## DATASET SECTION
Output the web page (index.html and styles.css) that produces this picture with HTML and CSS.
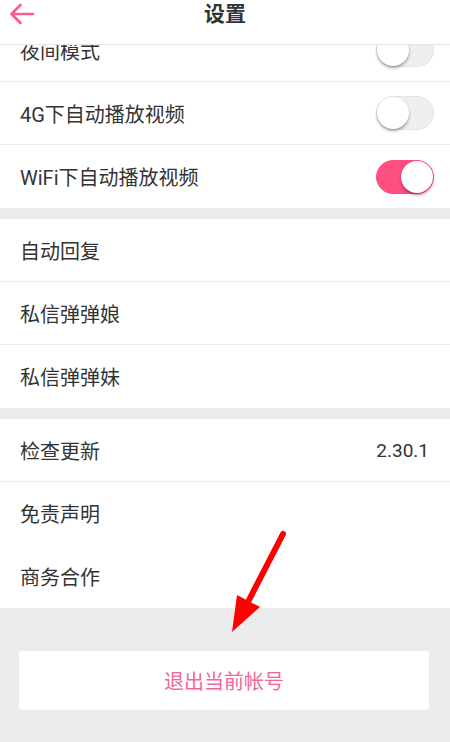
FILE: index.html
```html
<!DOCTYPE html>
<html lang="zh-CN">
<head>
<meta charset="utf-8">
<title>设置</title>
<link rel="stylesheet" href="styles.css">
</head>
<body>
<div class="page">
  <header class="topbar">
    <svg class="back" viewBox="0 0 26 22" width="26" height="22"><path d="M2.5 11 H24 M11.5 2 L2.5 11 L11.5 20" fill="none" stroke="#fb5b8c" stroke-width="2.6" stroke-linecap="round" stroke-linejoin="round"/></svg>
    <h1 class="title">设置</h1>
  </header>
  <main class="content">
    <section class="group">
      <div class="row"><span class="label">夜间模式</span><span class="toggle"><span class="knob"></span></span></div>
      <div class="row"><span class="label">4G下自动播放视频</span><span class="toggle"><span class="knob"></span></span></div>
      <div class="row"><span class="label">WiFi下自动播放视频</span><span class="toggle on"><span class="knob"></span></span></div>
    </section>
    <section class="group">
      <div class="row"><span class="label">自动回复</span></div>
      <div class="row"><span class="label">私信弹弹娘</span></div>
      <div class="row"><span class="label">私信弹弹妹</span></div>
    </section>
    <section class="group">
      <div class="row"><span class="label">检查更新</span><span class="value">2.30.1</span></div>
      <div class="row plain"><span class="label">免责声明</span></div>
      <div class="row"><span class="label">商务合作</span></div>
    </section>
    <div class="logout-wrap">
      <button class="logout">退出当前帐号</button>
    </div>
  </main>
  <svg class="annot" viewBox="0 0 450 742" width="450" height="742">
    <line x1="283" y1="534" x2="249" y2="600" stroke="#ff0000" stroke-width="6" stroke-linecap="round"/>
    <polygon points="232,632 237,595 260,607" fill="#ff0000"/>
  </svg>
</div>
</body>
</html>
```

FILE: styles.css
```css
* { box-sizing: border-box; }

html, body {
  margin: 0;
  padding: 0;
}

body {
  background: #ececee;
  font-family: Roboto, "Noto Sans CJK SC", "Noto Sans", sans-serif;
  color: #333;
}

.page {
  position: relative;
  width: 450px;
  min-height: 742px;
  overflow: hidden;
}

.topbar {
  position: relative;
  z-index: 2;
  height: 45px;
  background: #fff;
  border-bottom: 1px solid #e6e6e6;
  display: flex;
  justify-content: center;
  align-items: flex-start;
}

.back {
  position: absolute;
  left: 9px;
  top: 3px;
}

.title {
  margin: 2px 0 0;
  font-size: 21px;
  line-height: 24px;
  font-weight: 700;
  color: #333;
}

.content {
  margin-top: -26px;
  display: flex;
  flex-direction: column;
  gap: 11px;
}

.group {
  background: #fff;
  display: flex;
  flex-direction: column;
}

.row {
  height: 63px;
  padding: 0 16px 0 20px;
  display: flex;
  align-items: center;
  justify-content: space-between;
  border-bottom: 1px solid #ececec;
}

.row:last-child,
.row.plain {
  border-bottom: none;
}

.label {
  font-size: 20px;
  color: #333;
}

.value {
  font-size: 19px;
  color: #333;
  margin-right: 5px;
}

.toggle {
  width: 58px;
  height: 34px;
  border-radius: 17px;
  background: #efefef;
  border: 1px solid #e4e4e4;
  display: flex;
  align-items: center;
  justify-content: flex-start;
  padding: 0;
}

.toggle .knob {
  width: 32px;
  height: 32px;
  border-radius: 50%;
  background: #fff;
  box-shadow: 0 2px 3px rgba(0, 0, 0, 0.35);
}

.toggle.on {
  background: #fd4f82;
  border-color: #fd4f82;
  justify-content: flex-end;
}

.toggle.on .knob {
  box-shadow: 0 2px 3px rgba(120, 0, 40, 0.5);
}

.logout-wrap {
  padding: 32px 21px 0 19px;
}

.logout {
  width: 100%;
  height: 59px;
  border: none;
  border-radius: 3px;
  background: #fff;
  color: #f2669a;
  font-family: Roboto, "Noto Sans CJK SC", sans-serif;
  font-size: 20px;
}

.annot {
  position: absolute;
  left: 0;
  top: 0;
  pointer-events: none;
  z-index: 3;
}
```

## WRITTEN TASK
Strip out the pictures and quote the remaining data word for word.

## SOLVED EXERCISE
Output the web page (index.html and styles.css) that produces this picture with HTML and CSS.
FILE: index.html
```html
<!DOCTYPE html>
<html lang="zh-CN">
<head>
<meta charset="utf-8">
<title>设置</title>
<link rel="stylesheet" href="styles.css">
</head>
<body>
<div class="page">
  <header class="topbar">
    <svg class="back" viewBox="0 0 26 22" width="26" height="22"><path d="M2.5 11 H24 M11.5 2 L2.5 11 L11.5 20" fill="none" stroke="#fb5b8c" stroke-width="2.6" stroke-linecap="round" stroke-linejoin="round"/></svg>
    <h1 class="title">设置</h1>
  </header>
  <main class="content">
    <section class="group">
      <div class="row"><span class="label">夜间模式</span><span class="toggle"><span class="knob"></span></span></div>
      <div class="row"><span class="label">4G下自动播放视频</span><span class="toggle"><span class="knob"></span></span></div>
      <div class="row"><span class="label">WiFi下自动播放视频</span><span class="toggle on"><span class="knob"></span></span></div>
    </section>
    <section class="group">
      <div class="row"><span class="label">自动回复</span></div>
      <div class="row"><span class="label">私信弹弹娘</span></div>
      <div class="row"><span class="label">私信弹弹妹</span></div>
    </section>
    <section class="group">
      <div class="row"><span class="label">检查更新</span><span class="value">2.30.1</span></div>
      <div class="row plain"><span class="label">免责声明</span></div>
      <div class="row"><span class="label">商务合作</span></div>
    </section>
    <div class="logout-wrap">
      <button class="logout">退出当前帐号</button>
    </div>
  </main>
  <svg class="annot" viewBox="0 0 450 742" width="450" height="742">
    <line x1="283" y1="534" x2="249" y2="600" stroke="#ff0000" stroke-width="6" stroke-linecap="round"/>
    <polygon points="232,632 237,595 260,607" fill="#ff0000"/>
  </svg>
</div>
</body>
</html>
```

FILE: styles.css
```css
* { box-sizing: border-box; }

html, body {
  margin: 0;
  padding: 0;
}

body {
  background: #ececee;
  font-family: Roboto, "Noto Sans CJK SC", "Noto Sans", sans-serif;
  color: #333;
}

.page {
  position: relative;
  width: 450px;
  min-height: 742px;
  overflow: hidden;
}

.topbar {
  position: relative;
  z-index: 2;
  height: 45px;
  background: #fff;
  border-bottom: 1px solid #e6e6e6;
  display: flex;
  justify-content: center;
  align-items: flex-start;
}

.back {
  position: absolute;
  left: 9px;
  top: 3px;
}

.title {
  margin: 2px 0 0;
  font-size: 21px;
  line-height: 24px;
  font-weight: 700;
  color: #333;
}

.content {
  margin-top: -26px;
  display: flex;
  flex-direction: column;
  gap: 11px;
}

.group {
  background: #fff;
  display: flex;
  flex-direction: column;
}

.row {
  height: 63px;
  padding: 0 16px 0 20px;
  display: flex;
  align-items: center;
  justify-content: space-between;
  border-bottom: 1px solid #ececec;
}

.row:last-child,
.row.plain {
  border-bottom: none;
}

.label {
  font-size: 20px;
  color: #333;
}

.value {
  font-size: 19px;
  color: #333;
  margin-right: 5px;
}

.toggle {
  width: 58px;
  height: 34px;
  border-radius: 17px;
  background: #efefef;
  border: 1px solid #e4e4e4;
  display: flex;
  align-items: center;
  justify-content: flex-start;
  padding: 0;
}

.toggle .knob {
  width: 32px;
  height: 32px;
  border-radius: 50%;
  background: #fff;
  box-shadow: 0 2px 3px rgba(0, 0, 0, 0.35);
}

.toggle.on {
  background: #fd4f82;
  border-color: #fd4f82;
  justify-content: flex-end;
}

.toggle.on .knob {
  box-shadow: 0 2px 3px rgba(120, 0, 40, 0.5);
}

.logout-wrap {
  padding: 32px 21px 0 19px;
}

.logout {
  width: 100%;
  height: 59px;
  border: none;
  border-radius: 3px;
  background: #fff;
  color: #f2669a;
  font-family: Roboto, "Noto Sans CJK SC", sans-serif;
  font-size: 20px;
}

.annot {
  position: absolute;
  left: 0;
  top: 0;
  pointer-events: none;
  z-index: 3;
}
```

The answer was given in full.